しかし守旧派官制グループの必死の抵抗を受けた。朝鮮王室を還元させ、儒教の理念で衛正斥邪を主張した官制グループの抵抗は侮れなかった。そして閔氏政権は「朝鮮策略」をコピーし、全国の儒生に配布した。時代の流れを知らせ、開国、開化政策の必要性を悟らせるためだった。しかし逆効果をもたらし、官制グループはさらに激しく反発した。

(中略)

もちろん、彼らの主張にも一理あった。外国との通商は外国依存を招く、従って外国学問では無く自力で富国強兵を成し遂げなければならないとした。しかし、いくら堂々と叫んでも時代の流れに背を向けた頑固な「衛正斥邪論」に過ぎなかった。

この頃、開化に反対した儒学徒と大院君勢力の政治家たちが手を握ってクーデターをして失敗した事件が起きた。高宗を廃し、庶子のイ・ジェソンを国王に推戴しようとした。閔氏政権は関係者30人余りを〇刑に処したため、儒学徒と大院君派の反対はさらに激しくなった。

一方、1881年に開化派官僚の主導で官制の一部を近代的に改編する改革を行い統理機務衛門を設立した。日本人教官を雇って近代的軍隊養成にも軍制改革にも着手した。閔氏政権の勢力図政治、腐敗性は彼らの開国、開化に主体性がないと守旧派官制グループは反対しており、近代改革は常に内部の官制グループによって障害物にぶつかった。時代は守旧グループを退ける新型の開花派を呼んでいた。



ペンアンドマイク「[김문학 칼럼] 조선근대화 개혁의 걸림돌은 누구였나([キム・ムンハクコラム]朝鮮近代化改革の障害は誰だったのか)」より一部抜粋

近代改革の障害が誰だったのか、著者は「守旧派アンシャン・レジーム)」と見ているようです。

しかし、果たしてそれだけだったのでしょうか?高宗の、開化派と守旧派の対立を御しきれなかった指導力不足はもちろんですけれど、開化派にも問題があったように思える部分があります。
指導的立場にいる人たちは開化派、守旧派どちらも儒教思想が根底にある「知識層」だったはずです。
朝鮮において「知識層」という人たちは一様に肉体労働を「下」に見る傾向にあります。つまり実働を軽んじるということです。
朝鮮の知識層は改革事業の実働部分をすべて「アウトソーシング」で行い、自分たちは「成果物」を受け取るだけという形で進めたのではないかと思えるんですよね。それじゃ現場の掌握は出来なかったでしょうし、人も育たなかったでしょう。

金弘集が黄俊憲に「朝鮮策略」を託されたのには英国も絡んでいました。ロシアを警戒していた英国はたびたび朝鮮に忠告するも耳を貸さないので、清を通じて忠告するよう一計を講じました。この辺りの流れは以前にバンダーさんがコラムで書かれていたのを紹介していますので、そちらもよければお読みください。

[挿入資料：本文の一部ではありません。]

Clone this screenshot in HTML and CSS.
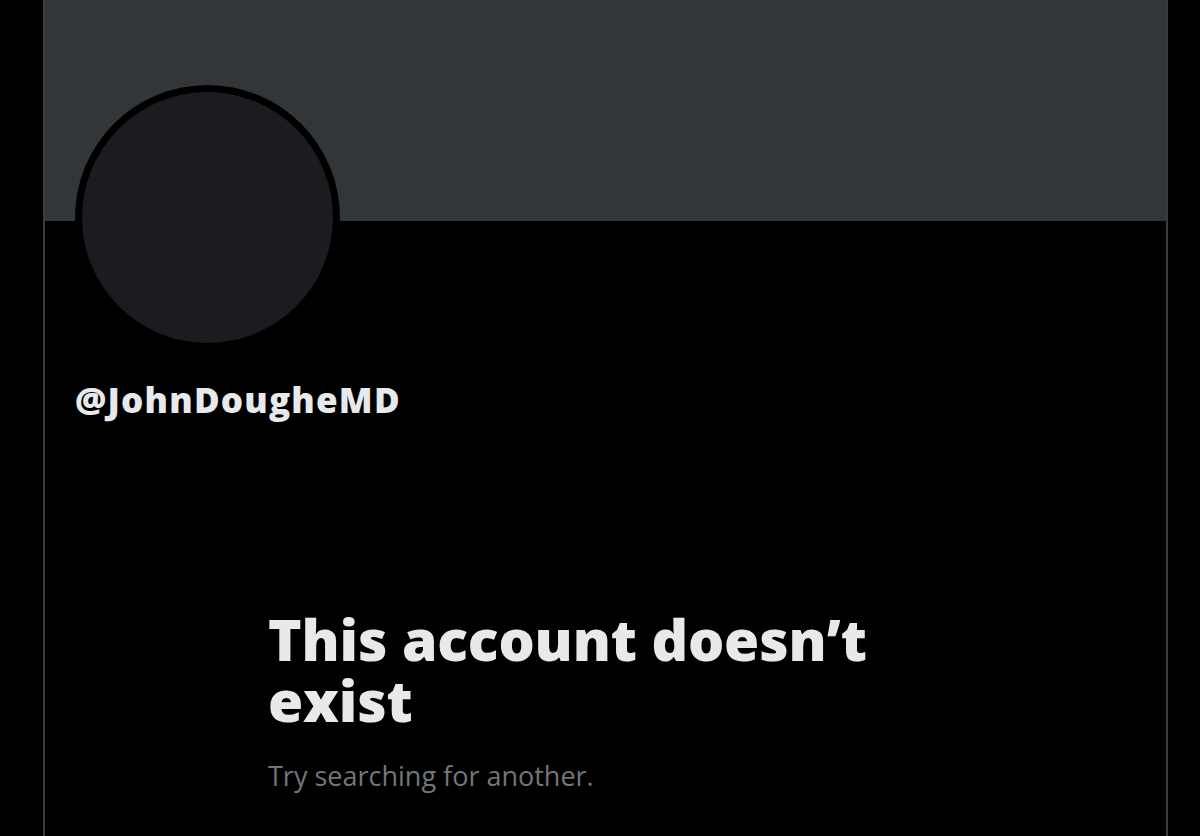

金弘集が持ち帰った「朝鮮策略」に高宗は関心を示しましたが、当時の官僚や朝鮮の知識人たちはこれを受け入れませんでした。
結局、1896年に高宗はロシア公館に逃げ込み、そこで金弘集を「逆賊」と認定。金弘集は「大逆人」として光化門で処刑されました。

金弘集が第2次修身使として日本を訪れ「朝鮮策略」を受け取ったのが1880年。そこから処刑されるまで16年です。
改革事業をアウトソーシングして成果物を受け取るだけで終わらず、同時に十分な人材育成が行われていればまた結果は違っていたかもしれません。


ところで「外国学問では無く自力で富国強兵を成し遂げなければならない」との主張は、ついこの前「脱日本」「国産化」を叫んでいた姿と重なるものがあるように感じます。